I thought 'Wow! P-R-O-F-O-U-N-D. The messiah has spoken.' And then he walked out of the room."
- Jason McAteer (The Sunday Independent)
"Roy is not a pampered prima donna. He's a committed and brilliant footballer, the likes of which Ireland has never seen before and probably never will again. When he said he was unhappy with Ireland's preparations, you've got to believe that things out there were not rightI'll bet there's not a player in the Irish World Cup squad who's entirely happy with all the arrangements made by the FAI. But Roy has been punished for his bravery in speaking out."
- Paul McGrath (Sunday Mirror).
"I sat there much like the rest, feeling as if the whole thing had been a dream, a surreal dream maybe, but a dream nonetheless. The manager and captain had been verbally slugging it out, toe to toe, with most of the invective and appalling language coming from the player. Traditionally, the manager is in charge and Keane forgot that."
- Matt Holland (The Independent on Sunday)
"From what I've seen on TV, the conditions on the Pacific island were entirely inappropriate for an international football team preparing for the World Cup. Roy was the only one brave and decent enough to voice what the rest of the players were thinking. And look what he got for his trouble! As a former player, my idea of a captain is someone who leads by example, who speaks up for the rest of the players. That's clearly not what the FAI want. They want a yes-man, and Roy is certainly not that."
- Paul McGrath (Sunday Mirror)
"Roy Keane is the Van Morrison of Irish football: inspirational, infuriating, private, passionate and rarely wrong."
- Kevin Mitchell (The Observer)
"I didn't want him to go to the World Cup because he needed an operation on his knee. But he was determined to go and he didn't see defeat as an option."
- Alex Ferguson
"Keane leapt over the mark in a way that would have done Bob Beamon proud."
- Matt Holland (Independent on Sunday)
"He said some strange and very hurtful things at the meeting for our benefit. For the team's benefit. Things like: "You're just looking for an excuse for when Ireland do bad so you can say 'Well Roy Keane was sent home'." And I thought: 'We haven't really made it to the World Cup. We haven't really earned the right to be here. We owe it all to Roy. And Roy thinks we're shit."
- Jason McAteer (The Sunday Independent)
"People talk about Ireland going to the World Cup for a jaunt but that wasn't on his agenda. All great sportsmen have an edge to them, but I think control is important and I need to speak to Mick McCarthy."
- Alex Ferguson
"McCarthy might have created another small storm by writing a World Cup book (understood to be a diary which will be ghosted by the journalist Cathal Dervan, whom Keane made a point of mentioning last week as one of his harshest critics).
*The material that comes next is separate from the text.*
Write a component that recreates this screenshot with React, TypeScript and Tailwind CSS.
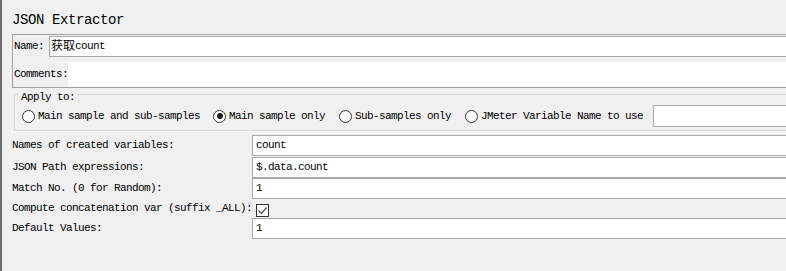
const Radio = ({ checked, label }: { checked?: boolean; label: string }) => (
  <label className="flex items-center gap-[3px]">
    <span className="w-[13px] h-[13px] rounded-full border border-[#333] bg-white flex items-center justify-center">
      {checked && <span className="w-[6px] h-[6px] rounded-full bg-[#222]" />}
    </span>
    <span>{label}</span>
  </label>
);

const Field = ({ value }: { value: string }) => (
  <div className="h-[21px] flex-1 -mr-4 bg-white border border-[#a8a8a8] flex items-center pl-[3px] text-black">
    {value}
  </div>
);

export default function App() {
  return (
    <div className="w-[786px] h-[271px] overflow-hidden bg-[#f0f0f0] border-l-2 border-[#6b6b6b] text-black text-[11px] tracking-[-0.6px] font-[family-name:'Liberation_Mono','Noto_Sans_CJK_SC',monospace]">
      {/* title */}
      <div className="h-[34px] pl-[10px] pt-[12px] text-[14px] leading-[16px] tracking-[-0.4px]">
        JSON Extractor
      </div>

      {/* name / comments */}
      <div className="ml-[10px] -mr-4 h-[54px] border border-[#a0a0a0] pt-[1px] pl-[1px]">
        <div className="flex items-center h-[21px]">
          <span className="w-[35px]">Name:</span>
          <div className="flex-1 h-[21px] bg-white border border-[#a8a8a8] flex items-center pl-[1px]">
            <span className="text-[12px] tracking-normal">获取</span>
            <span>count</span>
          </div>
        </div>
        <div className="flex items-center h-[25px] mt-[5px]">
          <span className="w-[54px]">Comments:</span>
          <div className="flex-1 h-[25px] bg-white" />
        </div>
      </div>

      {/* apply to */}
      <div className="relative ml-[12px] -mr-4 mt-[6px] h-[37px] border border-[#d5d5d5] shadow-[1px_1px_0_#ffffff]">
        <span className="absolute left-[4px] -top-[4px] leading-[12px] px-[2px] bg-[#f0f0f0]">Apply to:</span>
        <div className="flex items-center h-[22px] mt-[10px] pl-[7px]">
          <Radio label="Main sample and sub-samples" />
          <div className="w-[13px]" />
          <Radio checked label="Main sample only" />
          <div className="w-[14px]" />
          <Radio label="Sub-samples only" />
          <div className="w-[14px]" />
          <Radio label="JMeter Variable Name to use" />
          <div className="w-[10px]" />
          <div className="h-[22px] flex-1 bg-white border border-[#a8a8a8]" />
        </div>
      </div>

      {/* rows */}
      <div className="mt-[4px] flex flex-col">
        <div className="flex items-center h-[21px]">
          <span className="w-[250px] pl-[10px]">Names of created variables:</span>
          <Field value="count" />
        </div>
        <div className="flex items-center h-[21px] mt-[1px]">
          <span className="w-[250px] pl-[10px]">JSON Path expressions:</span>
          <Field value="$.data.count" />
        </div>
        <div className="flex items-center h-[21px]">
          <span className="w-[250px] pl-[10px]">Match No. (0 for Random):</span>
          <Field value="1" />
        </div>
        <div className="flex items-center h-[19px]">
          <span className="w-[254px] pl-[10px]">Compute concatenation var (suffix _ALL):</span>
          <span className="w-[13px] h-[13px] mt-[3px] border border-[#333] bg-white flex items-center justify-center">
            <svg width="11" height="11" viewBox="0 0 11 11">
              <polyline points="1.5,5.5 4.5,8.5 9.5,2.5" fill="none" stroke="#555" strokeWidth="1.2" />
            </svg>
          </span>
        </div>
        <div className="flex items-center h-[21px]">
          <span className="w-[250px] pl-[10px]">Default Values:</span>
          <Field value="1" />
        </div>
      </div>
    </div>
  );
}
The serialisation rights are believed to be up for sale, with several tabloids interested."
- Kevin Mitchell (The Observer)
"Keane knows more about the World Cup and how football works than almost anybody on the planet. If you just look beyond the happy-sappy Irish squad and on to the bigger picture of why a man would act that way, his actions begin to look almost Ali-like in their honesty. Keane went and saw the World Cup and didn't like it. He thinks his nation and everybody else ought to see it that way, too. Roy Keane is actually a hero."
- Danny Baker (The Times, London)
"I have to say I have some sympathy with Roy.what I do know for sure is that he is a fierce professional, who expects certain standards. He clearly wondered why they were not being matched. It looks to me, for example, as if some of the Republic of Ireland squad think they are out there for a holiday. In addition, my experience of Mick McCarthy from some old playing encounters tells me that he is not, shall we say, the easiest of men to get along with himself."
- Arsenal captain Tony Adams (The Observer)
"How dare this large, belligerent, bloody-minded English toe-rag cast aspersions on two magnificent men to whom he owes so much, not least the legendary status in which he glories."
- Eamon Dunphy on Jack Charlton's criticisms of Keane and Paul McGrath on Friday's Late Late Show (Ireland on Sunday)
"Isolated now, he stands more magnificent than ever before, he belongs with the greats in world sport, in the pantheon alongside Ali, Woods, Schumacher, Aidan O'Brien and Michael Kinnane."
- Eamon Dunphy (Ireland on Sunday)
"What happened in that room was unbelievable, I have never witnessed anything like it in professional football."